After a domestic day Hella and Siffra took me to a satirical cabaret at the “Sovremennik” by the Spartakovsky company. It was very lively and entertaining and, unlike British equivalents, it seemed unforced and had no reference to TV, or to TV personalities, themes or adverts. The whole company stood in the dark, wearing white gloves under purple luminous lighting, and slowly performed Japanese martial arts to the sound of disco music. There was no point to it, but it was inventive and it worked.

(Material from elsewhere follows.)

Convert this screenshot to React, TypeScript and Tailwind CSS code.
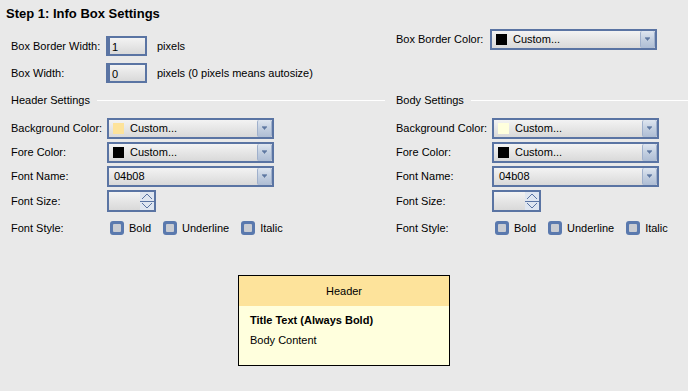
import React from "react";

const font = { fontFamily: '"Liberation Sans", Arial, sans-serif' };

const DropButton = () => (
  <div className="w-[15px] h-full flex items-center justify-center bg-gradient-to-b from-[#dfe6f0] via-[#c3cfe0] to-[#aebdd4] rounded-[2px] border-x border-[#9fb0cc]">
    <svg width="7" height="5" viewBox="0 0 7 5">
      <path d="M1 1h5M2 2h3M3 3h1" stroke="#3d5a8c" strokeWidth="1" />
    </svg>
  </div>
);

const Dropdown = ({ swatch, text }: { swatch?: string; text: string }) => (
  <div className="w-[167px] h-[21px] flex border-2 border-[#5a74a3] bg-gradient-to-b from-[#f3f3f3] to-[#d9d9d9]">
    <div className="flex-1 flex items-center pl-[4px] text-[11px] text-black">
      {swatch && <span className="w-[11px] h-[11px] mr-[6px]" style={{ background: swatch }} />}
      {!swatch && <span className="w-[1px]" />}
      {text}
    </div>
    <DropButton />
  </div>
);

const TextBox = ({ value }: { value: string }) => (
  <div className="w-[41px] h-[20px] border-2 border-l-4 border-[#5a74a3] bg-gradient-to-b from-[#f3f3f3] to-[#d9d9d9] flex items-end pl-[2px] pb-[1px] text-[11px] leading-none">
    {value}
  </div>
);

const Spinner = () => (
  <div className="w-[49px] h-[22px] flex border-2 border-[#5a74a3] bg-gradient-to-b from-[#f3f3f3] to-[#d9d9d9]">
    <div className="flex-1" />
    <div className="w-[14px] flex flex-col bg-[#dfe6f0]">
      <div className="flex-1 flex items-center justify-center border-b border-[#5a74a3]">
        <svg width="12" height="7" viewBox="0 0 12 7">
          <path d="M1 6L6 1L11 6" fill="none" stroke="#5a74a3" strokeWidth="1" />
        </svg>
      </div>
      <div className="flex-1 flex items-center justify-center">
        <svg width="12" height="7" viewBox="0 0 12 7">
          <path d="M1 1L6 6L11 1" fill="none" stroke="#5a74a3" strokeWidth="1" />
        </svg>
      </div>
    </div>
  </div>
);

const Check = ({ label }: { label: string }) => (
  <div className="flex items-center mr-[12px]">
    <span className="w-[14px] h-[14px] rounded-[3px] bg-[#5a79ae] flex items-center justify-center mr-[5px]">
      <span className="w-[8px] h-[8px] bg-[#c9ccd2] rounded-[1px]" />
    </span>
    {label}
  </div>
);

const SettingsColumn = ({ title, bg }: { title: string; bg: string }) => (
  <div>
    <div className="h-[18px] flex items-center">
      <span className="pr-[7px]">{title}</span>
      <div className="flex-1 h-px bg-[#b5b5b5] border-b border-white" />
    </div>
    <div className="mt-[9px] flex flex-col gap-[3px]">
      <div className="flex items-center h-[21px]">
        <span className="w-[96px]">Background Color:</span>
        <Dropdown swatch={bg} text="Custom..." />
      </div>
      <div className="flex items-center h-[21px]">
        <span className="w-[96px]">Fore Color:</span>
        <Dropdown swatch="#000000" text="Custom..." />
      </div>
      <div className="flex items-center h-[21px]">
        <span className="w-[96px]">Font Name:</span>
        <Dropdown text="04b08" />
      </div>
      <div className="flex items-center h-[22px]">
        <span className="w-[96px]">Font Size:</span>
        <Spinner />
      </div>
      <div className="flex items-center h-[18px] mt-[4px]">
        <span className="w-[99px]">Font Style:</span>
        <Check label="Bold" />
        <Check label="Underline" />
        <Check label="Italic" />
      </div>
    </div>
  </div>
);

export default function App() {
  return (
    <div className="w-[688px] h-[391px] bg-[#e9e9e9] text-[11px] text-black overflow-hidden" style={font}>
      <div className="pl-[6px] pt-[4px] text-[13px] font-bold h-[24px]">Step 1: Info Box Settings</div>

      <div className="grid grid-cols-[385px_303px]">
        <div className="pl-[11px] pt-[12px] flex flex-col gap-[7px]">
          <div className="flex items-center h-[20px]">
            <span className="w-[95px]">Box Border Width:</span>
            <TextBox value="1" />
            <span className="ml-[10px]">pixels</span>
          </div>
          <div className="flex items-center h-[20px]">
            <span className="w-[95px]">Box Width:</span>
            <TextBox value="0" />
            <span className="ml-[10px]">pixels (0 pixels means autosize)</span>
          </div>
        </div>
        <div className="pl-[11px] pt-[5px]">
          <div className="flex items-center h-[21px]">
            <span className="w-[94px]">Box Border Color:</span>
            <Dropdown swatch="#000000" text="Custom..." />
          </div>
        </div>
      </div>

      <div className="grid grid-cols-[385px_303px] mt-[8px]">
        <div className="pl-[11px]">
          <SettingsColumn title="Header Settings" bg="#fde39b" />
        </div>
        <div className="pl-[11px]">
          <SettingsColumn title="Body Settings" bg="#ffffdd" />
        </div>
      </div>

      <div className="flex justify-center mt-[38px]">
        <div className="w-[212px] border border-black bg-[#ffffdd]">
          <div className="h-[30px] bg-[#fde39b] flex items-center justify-center">Header</div>
          <div className="px-[11px] pt-[6px] pb-[17px]">
            <div className="font-bold">Title Text (Always Bold)</div>
            <div className="mt-[3px]">Body Content</div>
          </div>
        </div>
      </div>
    </div>
  );
}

We had dinner and they told me that the USA-USSR Summit had been a totally US event. Journalists were invited to briefings with footage from CNN, free Coke, and all in English. Soviet journalists were desperate. Bush seemed reluctant to promise another summit, presumably because he doesn’t know who his counterpart will be, they said.

Monday 5 August

Knocked myself out today racing all over Moscow. Had a morning interview with Sergey Maslov at Komsomolskaya Pravda (circulation: 17 million), which lasted three hours and delved into all sorts of philosophical points like: Is it possible to speculate on conscience? Doesn’t free exit jeopardise the economic wealth of a country and people’s social and economic rights in it? etc. All very interesting, but exhausting, especially in Russian.

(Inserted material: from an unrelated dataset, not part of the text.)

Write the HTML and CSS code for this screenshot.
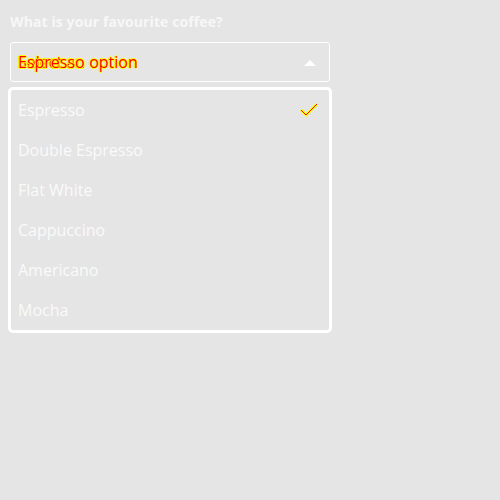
FILE: index.html
```html
<!DOCTYPE html>
<html>
<head>
<meta charset="utf-8">
<link rel="stylesheet" href="styles.css">
</head>
<body>
<div class="field">
  <label class="label">What is your favourite coffee?</label>
  <div class="select">
    <span class="value">
      <span class="layer">Select an option</span>
      <span class="layer">Espresso</span>
    </span>
    <svg class="arrow" width="12" height="7" viewBox="0 0 12 7"><path d="M0 7 L6 1 L12 7 Z" fill="#fff"/></svg>
  </div>
  <ul class="list">
    <li class="option">Espresso
      <svg class="check" width="20" height="16" viewBox="0 0 20 16"><path d="M2 8 L7 13 L18 2" fill="none" stroke="#ff0" stroke-width="3"/><path d="M2 8 L7 13 L18 2" fill="none" stroke="#f00" stroke-width="1"/></svg>
    </li>
    <li class="option">Double Espresso</li>
    <li class="option">Flat White</li>
    <li class="option">Cappuccino</li>
    <li class="option">Americano</li>
    <li class="option">Mocha</li>
  </ul>
</div>
</body>
</html>
```
FILE: styles.css
```css
html, body {
  margin: 0;
  background: #e5e5e5;
  font-family: "Open Sans", sans-serif;
}
.field {
  padding: 12px 0 0 8px;
  width: 324px;
}
.label {
  display: block;
  margin-left: 2px;
  font-weight: 700;
  font-size: 14px;
  line-height: 19px;
  letter-spacing: 0.1px;
  color: #f7f7f7;
}
.select {
  margin: 11px 2px 0 2px;
  height: 38px;
  border: 1px solid #fff;
  border-radius: 3px;
  display: flex;
  align-items: center;
  justify-content: space-between;
  padding: 0 13px 0 7px;
}
.value {
  display: grid;
  font-size: 16px;
}
.layer {
  grid-area: 1 / 1;
  color: #f00;
  text-shadow: 1px 0 0 #ff0, -1px 0 0 #ff0, 0 1px 0 #ff0, 0 -1px 0 #ff0;
}
.arrow { display: block; }
.list {
  list-style: none;
  margin: 5px 0 0 0;
  padding: 0;
  border: 3px solid #fff;
  border-radius: 5px;
}
.option {
  height: 40px;
  display: flex;
  align-items: center;
  justify-content: space-between;
  padding: 0 10px 0 7px;
  font-size: 16px;
  color: #fafafa;
}
.check { display: block; }
```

From there I dashed to the International Post Office to drop off translations – the equivalent of riding from Finchley to Morden – then up to Krasnye Vorota to meet Misha and get the invitations to Amnesty’s September seminar photocopied. One hundred for 30 roubles, i.e. about 75p. From there to Irina’s to take her Bhagwati’s speech on the death penalty to translate – the equivalent of trekking from Leytonstone to Guildford. I sat in a heap for about three hours, but we had an interesting talk. It was a boiling hot day, but she had just finished knitting a thick woollen jumper, so was wearing it.

Tuesday 6 August

The day ended with a massive minor chord – my first since I’ve been back this time. I went up to Natalya’s legal consultancy, where I thought we would just draft an application form to register with Moscow City Justice Department. However, she knows the law on registration much better than I do and pointed out that we are ineligible to register with the city as long as we have “International” in our title. Unless we have ten official representatives over here – and we don’t – we are also ineligible to register with the Russian or the USSR authorities. We called the Non-Government Organisations’ Section of the USSR Foreign Ministry to check, and learned that, contrary to their earlier friendly noises, they have made no arrangements to support our application, nor are they planning to.

I began to have very dark thoughts about official motives in the whole of this experiment and to despair of finding a way out. Although lots of my mail is going missing, a disturbing anonymous letter still managed to get through, wishing me dead.

Ivan Polozkov resigned from the leadership of the Russian Communist Party today. They said he’d let morale slide.

Wednesday 7 August

A very chaotic morning. A visit from Penal Reform International, then Tolya came to report on the building works: the workers are stripping the plaster and have taken out the old door frames. As he was talking two men suddenly came to the door wearing hats made out of newspaper and said they were plumbers. Something in my flat is leaking down into the neighbours’ below. They removed the kitchen tap and heaved all sorts of garbage out of the bathroom cupboard onto the hall floor, then said they would come back tomorrow. I couldn’t get over it! For some chivalrous reason Tolya said he would come back tomorrow and supervise them. I now have no hot water or toilet.